• Given request
Restate the data word for word and leave the images out.

• Supplied information
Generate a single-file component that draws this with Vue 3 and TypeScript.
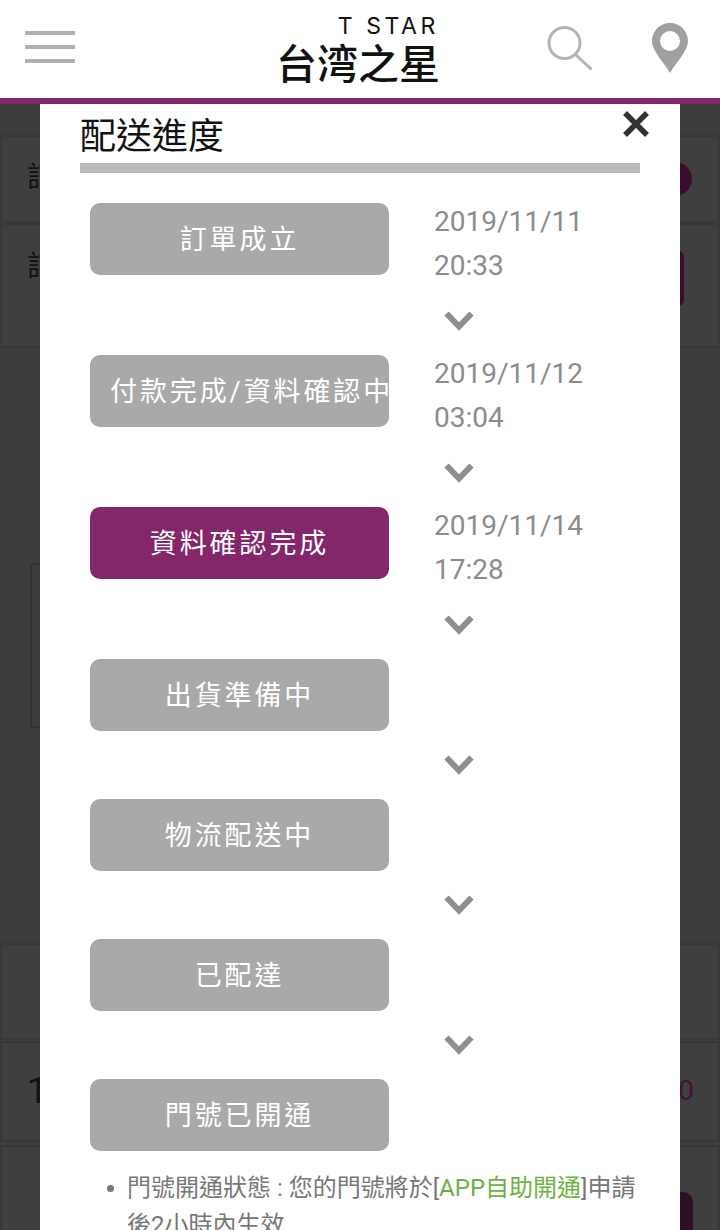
<script setup lang="ts">
interface Step { label: string; date?: string; time?: string; active?: boolean }
const steps: Step[] = [
  { label: '訂單成立', date: '2019/11/11', time: '20:33' },
  { label: '付款完成/資料確認中', date: '2019/11/12', time: '03:04' },
  { label: '資料確認完成', date: '2019/11/14', time: '17:28', active: true },
  { label: '出貨準備中' },
  { label: '物流配送中' },
  { label: '已配達' },
  { label: '門號已開通' },
]
</script>

<template>
  <div class="page">
    <header class="topbar">
      <div class="burger"><i></i><i></i><i></i></div>
      <div class="logo">
        <span class="logo-en">T STAR</span>
        <span class="logo-zh">台湾之星</span>
      </div>
      <svg class="search" width="46" height="46" viewBox="0 0 46 46">
        <circle cx="17.5" cy="18" r="15.5" fill="none" stroke="#b4b4b4" stroke-width="3" />
        <path d="M28.5 29.5 L44.5 44.5" stroke="#b4b4b4" stroke-width="3" fill="none" />
      </svg>
      <svg class="pin" width="36" height="50" viewBox="0 0 36 50">
        <path fill-rule="evenodd" fill="#a0a0a0" d="M18 0C8 0 0 8 0 18c0 10 11 20 18 32 7-12 18-22 18-32C36 8 28 0 18 0Zm0 8a10 10 0 1 1 0 20 10 10 0 0 1 0-20Z" />
      </svg>
    </header>

    <div class="backdrop-content">
      <section class="card c1"><span class="ghost">訂</span><b class="dot"></b></section>
      <section class="card c2"><span class="ghost">訂</span><b class="pill"></b></section>
      <div class="frame"></div>
      <section class="card c3"></section>
      <section class="card c4"><span class="ghost num">1</span><span class="ghost price">0</span></section>
      <section class="card c5"><b class="pill2"></b></section>
    </div>

    <div class="modal">
      <div class="title-row">
        <h2 class="title">配送進度</h2>
        <svg class="close" width="28" height="28" viewBox="0 0 28 28">
          <path d="M3 3 L25 25 M25 3 L3 25" stroke="#333" stroke-width="5.5" fill="none" />
        </svg>
      </div>
      <ul class="steps">
        <li v-for="(s, i) in steps" :key="s.label" class="step">
          <div class="row">
            <div class="btn" :class="{ active: s.active }">{{ s.label }}</div>
            <div v-if="s.date" class="when">{{ s.date }}<br />{{ s.time }}</div>
          </div>
          <div v-if="i < steps.length - 1" class="arrow">
            <svg width="30" height="20" viewBox="0 0 30 20">
              <path d="M2.5 2.5 L15 15.5 L27.5 2.5" fill="none" stroke="#8f8f8f" stroke-width="6" />
            </svg>
          </div>
        </li>
      </ul>
      <ul class="notes">
        <li>門號開通狀態 : 您的門號將於[<a>APP自助開通</a>]申請後2小時內生效</li>
      </ul>
    </div>
  </div>
</template>

<style>
html, body { margin: 0; background: #3d3d3d; }
</style>

<style scoped>
.page {
  position: relative;
  width: 720px;
  height: 1230px;
  overflow: hidden;
  background: #3d3d3d;
  font-family: Roboto, "Noto Sans CJK TC", sans-serif;
}
.topbar {
  position: relative;
  height: 98px;
  background: #fff;
  border-bottom: 6px solid #84266a;
}
.burger {
  position: absolute;
  left: 25px;
  top: 31px;
  width: 50px;
  display: flex;
  flex-direction: column;
  gap: 10px;
}
.burger i { display: block; height: 4px; background: #b0b0b0; }
.logo {
  position: absolute;
  left: 278px;
  top: 13px;
  width: 160px;
  display: flex;
  flex-direction: column;
  align-items: flex-end;
  color: #111;
}
.logo-en {
  font: 400 23px/26px Inter, sans-serif;
  letter-spacing: 3.6px;
  margin-right: -1px;
  white-space: nowrap;
}
.logo-zh {
  font: 500 41px/45px "Noto Sans CJK SC", sans-serif;
  width: 160px;
  margin-right: 2px;
  white-space: nowrap;
}
.search { position: absolute; left: 547px; top: 25px; }
.pin { position: absolute; left: 652px; top: 23px; }

.backdrop-content { position: relative; height: 1126px; }
.card {
  position: absolute;
  left: 2px;
  right: 2px;
  background: #3f3f3f;
  box-shadow: 0 0 0 2px #383838;
}
.c1 { top: 33px; height: 84px; }
.c2 { top: 121px; height: 121px; }
.c3 { top: 841px; height: 93px; }
.c4 { top: 939px; height: 97px; }
.c5 { top: 1043px; height: 90px; }
.ghost { position: absolute; left: 25px; color: #111; font-size: 28px; line-height: 40px; }
.c1 .ghost { top: 21px; }
.c2 .ghost { top: 22px; }
.num { top: 28px; font-size: 36px; }
.price { left: auto; right: 24px; top: 28px; font-size: 28px; color: #45103a; }
.dot { position: absolute; right: 26px; top: 25px; width: 34px; height: 34px; border-radius: 50%; background: #3a0c2e; }
.pill { position: absolute; right: 34px; top: 25px; width: 60px; height: 57px; border-radius: 8px; background: #3a0c2e; }
.pill2 { position: absolute; right: 25px; top: 45px; width: 60px; height: 60px; border-radius: 10px; background: #2e1026; }
.frame {
  position: absolute;
  left: 30px;
  top: 459px;
  width: 80px;
  height: 161px;
  border: 2px solid #333;
}

.modal {
  position: absolute;
  left: 40px;
  top: 104px;
  width: 640px;
  height: 1126px;
  box-sizing: border-box;
  padding: 0 40px;
  background: #fff;
  overflow: hidden;
}
.title-row {
  position: relative;
  height: 59px;
  border-bottom: 10px solid #bbb;
}
.title {
  margin: 0;
  font: 400 36px/59px "Noto Sans CJK TC", sans-serif;
  color: #111;
}
.close { position: absolute; right: -10px; top: 6px; }
.steps { list-style: none; margin: 30px 0 0; padding: 0 0 0 10px; }
.row { display: flex; }
.btn {
  flex: none;
  box-sizing: border-box;
  width: 299px;
  height: 72px;
  padding: 0 20px;
  border-radius: 10px;
  background: #a9a9a9;
  color: #fff;
  font-size: 27px;
  line-height: 74px;
  letter-spacing: 2.9px;
  text-align: center;
  white-space: nowrap;
  overflow: hidden;
}
.btn.active { background: #84266a; }
.when {
  margin: -3px 0 0 45px;
  height: 87px;
  font-size: 28px;
  line-height: 44px;
  color: #8c8c8c;
}
.arrow { height: 68px; box-sizing: border-box; padding: 24px 0 0 354px; }
.arrow svg { display: block; }
.notes {
  list-style: none;
  margin: 19px 0 0;
  padding: 0 0 0 47px;
  font-size: 24px;
  line-height: 37px;
  color: #777;
}
.notes li { position: relative; }
.notes li::before {
  content: "";
  position: absolute;
  left: -20px;
  top: 15px;
  width: 7px;
  height: 7px;
  border-radius: 50%;
  background: #777;
}
.notes a { color: #6cb33f; }
</style>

• Response
Generate a single-file component that draws this with Vue 3 and TypeScript.
<script setup lang="ts">
interface Step { label: string; date?: string; time?: string; active?: boolean }
const steps: Step[] = [
  { label: '訂單成立', date: '2019/11/11', time: '20:33' },
  { label: '付款完成/資料確認中', date: '2019/11/12', time: '03:04' },
  { label: '資料確認完成', date: '2019/11/14', time: '17:28', active: true },
  { label: '出貨準備中' },
  { label: '物流配送中' },
  { label: '已配達' },
  { label: '門號已開通' },
]
</script>

<template>
  <div class="page">
    <header class="topbar">
      <div class="burger"><i></i><i></i><i></i></div>
      <div class="logo">
        <span class="logo-en">T STAR</span>
        <span class="logo-zh">台湾之星</span>
      </div>
      <svg class="search" width="46" height="46" viewBox="0 0 46 46">
        <circle cx="17.5" cy="18" r="15.5" fill="none" stroke="#b4b4b4" stroke-width="3" />
        <path d="M28.5 29.5 L44.5 44.5" stroke="#b4b4b4" stroke-width="3" fill="none" />
      </svg>
      <svg class="pin" width="36" height="50" viewBox="0 0 36 50">
        <path fill-rule="evenodd" fill="#a0a0a0" d="M18 0C8 0 0 8 0 18c0 10 11 20 18 32 7-12 18-22 18-32C36 8 28 0 18 0Zm0 8a10 10 0 1 1 0 20 10 10 0 0 1 0-20Z" />
      </svg>
    </header>

    <div class="backdrop-content">
      <section class="card c1"><span class="ghost">訂</span><b class="dot"></b></section>
      <section class="card c2"><span class="ghost">訂</span><b class="pill"></b></section>
      <div class="frame"></div>
      <section class="card c3"></section>
      <section class="card c4"><span class="ghost num">1</span><span class="ghost price">0</span></section>
      <section class="card c5"><b class="pill2"></b></section>
    </div>

    <div class="modal">
      <div class="title-row">
        <h2 class="title">配送進度</h2>
        <svg class="close" width="28" height="28" viewBox="0 0 28 28">
          <path d="M3 3 L25 25 M25 3 L3 25" stroke="#333" stroke-width="5.5" fill="none" />
        </svg>
      </div>
      <ul class="steps">
        <li v-for="(s, i) in steps" :key="s.label" class="step">
          <div class="row">
            <div class="btn" :class="{ active: s.active }">{{ s.label }}</div>
            <div v-if="s.date" class="when">{{ s.date }}<br />{{ s.time }}</div>
          </div>
          <div v-if="i < steps.length - 1" class="arrow">
            <svg width="30" height="20" viewBox="0 0 30 20">
              <path d="M2.5 2.5 L15 15.5 L27.5 2.5" fill="none" stroke="#8f8f8f" stroke-width="6" />
            </svg>
          </div>
        </li>
      </ul>
      <ul class="notes">
        <li>門號開通狀態 : 您的門號將於[<a>APP自助開通</a>]申請後2小時內生效</li>
      </ul>
    </div>
  </div>
</template>

<style>
html, body { margin: 0; background: #3d3d3d; }
</style>

<style scoped>
.page {
  position: relative;
  width: 720px;
  height: 1230px;
  overflow: hidden;
  background: #3d3d3d;
  font-family: Roboto, "Noto Sans CJK TC", sans-serif;
}
.topbar {
  position: relative;
  height: 98px;
  background: #fff;
  border-bottom: 6px solid #84266a;
}
.burger {
  position: absolute;
  left: 25px;
  top: 31px;
  width: 50px;
  display: flex;
  flex-direction: column;
  gap: 10px;
}
.burger i { display: block; height: 4px; background: #b0b0b0; }
.logo {
  position: absolute;
  left: 278px;
  top: 13px;
  width: 160px;
  display: flex;
  flex-direction: column;
  align-items: flex-end;
  color: #111;
}
.logo-en {
  font: 400 23px/26px Inter, sans-serif;
  letter-spacing: 3.6px;
  margin-right: -1px;
  white-space: nowrap;
}
.logo-zh {
  font: 500 41px/45px "Noto Sans CJK SC", sans-serif;
  width: 160px;
  margin-right: 2px;
  white-space: nowrap;
}
.search { position: absolute; left: 547px; top: 25px; }
.pin { position: absolute; left: 652px; top: 23px; }

.backdrop-content { position: relative; height: 1126px; }
.card {
  position: absolute;
  left: 2px;
  right: 2px;
  background: #3f3f3f;
  box-shadow: 0 0 0 2px #383838;
}
.c1 { top: 33px; height: 84px; }
.c2 { top: 121px; height: 121px; }
.c3 { top: 841px; height: 93px; }
.c4 { top: 939px; height: 97px; }
.c5 { top: 1043px; height: 90px; }
.ghost { position: absolute; left: 25px; color: #111; font-size: 28px; line-height: 40px; }
.c1 .ghost { top: 21px; }
.c2 .ghost { top: 22px; }
.num { top: 28px; font-size: 36px; }
.price { left: auto; right: 24px; top: 28px; font-size: 28px; color: #45103a; }
.dot { position: absolute; right: 26px; top: 25px; width: 34px; height: 34px; border-radius: 50%; background: #3a0c2e; }
.pill { position: absolute; right: 34px; top: 25px; width: 60px; height: 57px; border-radius: 8px; background: #3a0c2e; }
.pill2 { position: absolute; right: 25px; top: 45px; width: 60px; height: 60px; border-radius: 10px; background: #2e1026; }
.frame {
  position: absolute;
  left: 30px;
  top: 459px;
  width: 80px;
  height: 161px;
  border: 2px solid #333;
}

.modal {
  position: absolute;
  left: 40px;
  top: 104px;
  width: 640px;
  height: 1126px;
  box-sizing: border-box;
  padding: 0 40px;
  background: #fff;
  overflow: hidden;
}
.title-row {
  position: relative;
  height: 59px;
  border-bottom: 10px solid #bbb;
}
.title {
  margin: 0;
  font: 400 36px/59px "Noto Sans CJK TC", sans-serif;
  color: #111;
}
.close { position: absolute; right: -10px; top: 6px; }
.steps { list-style: none; margin: 30px 0 0; padding: 0 0 0 10px; }
.row { display: flex; }
.btn {
  flex: none;
  box-sizing: border-box;
  width: 299px;
  height: 72px;
  padding: 0 20px;
  border-radius: 10px;
  background: #a9a9a9;
  color: #fff;
  font-size: 27px;
  line-height: 74px;
  letter-spacing: 2.9px;
  text-align: center;
  white-space: nowrap;
  overflow: hidden;
}
.btn.active { background: #84266a; }
.when {
  margin: -3px 0 0 45px;
  height: 87px;
  font-size: 28px;
  line-height: 44px;
  color: #8c8c8c;
}
.arrow { height: 68px; box-sizing: border-box; padding: 24px 0 0 354px; }
.arrow svg { display: block; }
.notes {
  list-style: none;
  margin: 19px 0 0;
  padding: 0 0 0 47px;
  font-size: 24px;
  line-height: 37px;
  color: #777;
}
.notes li { position: relative; }
.notes li::before {
  content: "";
  position: absolute;
  left: -20px;
  top: 15px;
  width: 7px;
  height: 7px;
  border-radius: 50%;
  background: #777;
}
.notes a { color: #6cb33f; }
</style>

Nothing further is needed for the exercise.